Pour un premier passage à la réalisation, après une longue carrière d’assistant-réalisateur, Emiliano Torres se confronte au genre du western qu’il replace dans un contexte contemporain et le filme dans un style brut et dépouillé d’artifices. Evans, un vieil homme au visage marqué par la dureté du paysage de Patagonie (Alejandro Sieveking), travaille comme régisseur dans une estancia isolée dans le sud du pays. Remercié en raison de son âge, il voit arriver Jara, un jeune paysan du nord et aux origines guarani (Cristian Salguero), engagé par le propriétaire pour le remplacer. Ces premières scènes donnent le ton : la caméra patiente de Torres se détache du fil narratif pour observer les lieux et les hommes. La première partie de Patagonia est sans doute la plus intéressante : le film s’attarde sur la communauté de saisonniers embauchés au printemps pour procéder à la tonte des moutons. Elle capte leurs gestes dans le travail comme dans les moments de relâche et esquisse le contour d’une sociabilisation précaire et mais déjà solidaire. Le tout, sous le regard pesant des patrons et des contremaitres.
Lisibilité du dispositif
Cette hybridité formelle d’une fiction très documentée, descriptive et contemplative, sert de terreau pour laisser le récit s’enraciner, presque imperceptiblement. Par un montage habile, le réalisateur fait se croiser les deux protagonistes principaux de plans en plans, où chacun ressent la présence, le regard de l’autre en ne se trouvant que rarement dans la même image. En installant les prémices d’une rivalité, Torres inscrit définitivement le film dans le genre du western par ses caractéristiques les plus probantes : le lieu (le vide du grand sud argentin renvoie immédiatement au Grand Ouest américain), les motifs (les pionniers, les chevaux) et le récit d’une confrontation entre deux êtres antagonistes sur lesquels reposent des symboles (la vieille Argentine blanche et européenne, traditionnelle et longtemps seule au pouvoir contre une Argentine plus jeune, métissée, indigène). Pourtant, malgré ces bases solides, Patagonia peine constamment à de doter d’une ampleur digne de son ambition. Après le départ d’Evans de l’estancia, le film se scinde en deux parties étanches l’une de l’autre : on suit d’abord le retour du vieil homme chez lui puis, on retourne au ranch, scruter le quotidien de Jara, en plein cœur de l’hiver. Cette construction très chapitrée pose problème : ce qui aurait dû être un double portrait jumeau dans un montage alterné, ne se révèle être qu’une juxtaposition de séquences.

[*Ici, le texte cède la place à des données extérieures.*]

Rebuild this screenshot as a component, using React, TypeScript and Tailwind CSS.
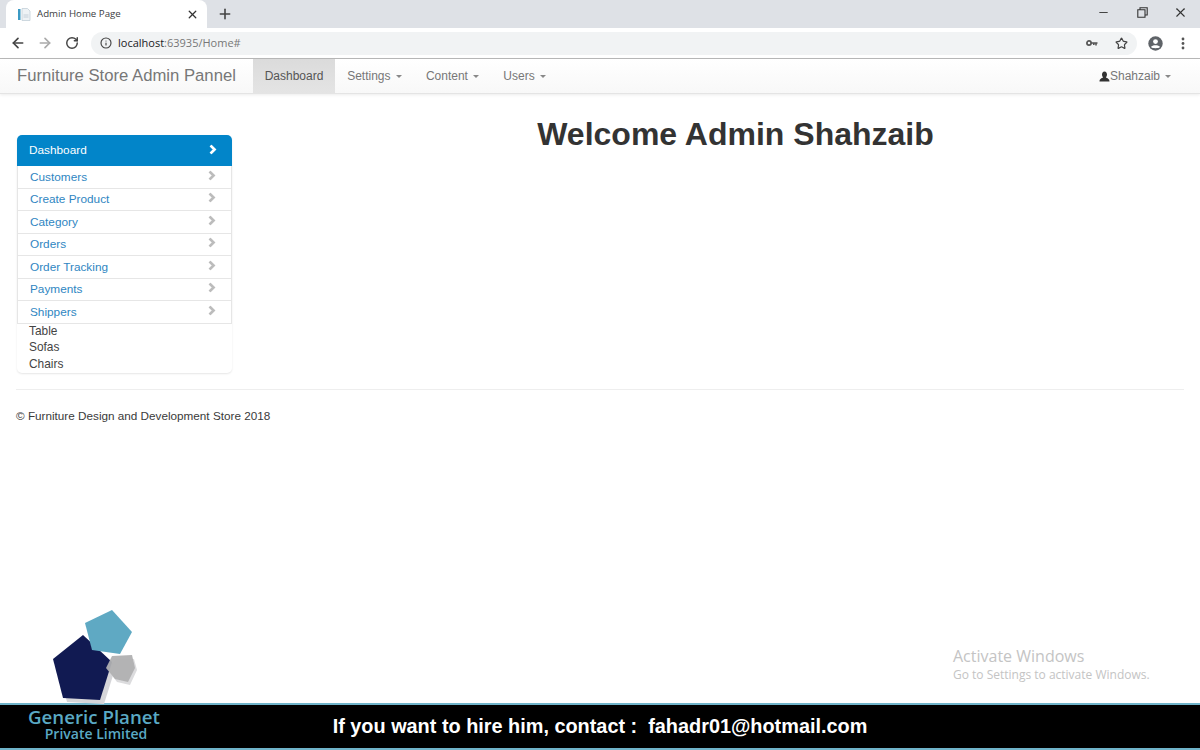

On sent une convergence des thèmes abordés et une tentative de parallélisme : Evans retrouve sa famille pour qui il n’est plus qu’une ombre, un souvenir effacé (et Torres d’en faire un de ses plus beaux plans, quand le personnage se fond littéralement dans la masse ferrailleuse d’un vieux bateau de pêche abandonné sur la plage), Jara accueille la sienne au ranch le soir de Noël, dévoilant ainsi le mensonge de l’homme solitaire et sans attaches qui lui a permis d’être recruté. Mais les intentions sont si lisibles et, a contrario, le résultat mis en images si peu signifiant que le film confine à un remplissage platement observateur.
Promesses non tenues
Dans son dernier tiers, Patagonia réengage de manière plus frontale les enjeux classiques du western (la vengeance, la défense du territoire, la violence) en faisant ressurgir, de manière exacerbée, la rivalité des deux hommes et semble reprendre de la vigueur et du corps. Un instant seulement tant la conclusion ici proposée est cousue de fil blanc. On touche alors au problème principal sur lequel a buté Emiliano Torres : en construisant d’abord les structures de son film, romanesques et métaphoriques, puis en cherchant à les estomper par l’image en étirant les plans et en insistant sur de longues descriptions, le résultat apparait simplement illustratif, presque scolaire. Le film pâtit de son hétérogénéité mal dégrossie qui n’est pas ici un style assumé mais plutôt un constat d’échec dans l’harmonisation de la fiction et du documentaire. On est très loin de l’aridité expérimentale de Jauja de Lisandro Alonso, lequel maquillait déjà la Patagonie en Far West qui devenait pour l’occasion, un lieu de pure fascination. Malgré des paysages splendides, jamais Patagonia ne touche du doigt une dimension similaire, comme effrayé par la puissance potentielle de son récit : la rudesse du visage de Sieveking n’est jamais véritablement exploitée. Le constat très amer et bizarrement ironique de la fin ne font du film qu’un drame social de plus qui chercherait à se singulariser en lorgnant sur le film de genre. Ni les promesses d’un beau western classique ou celles d’un film politique fort ne sont finalement tenues.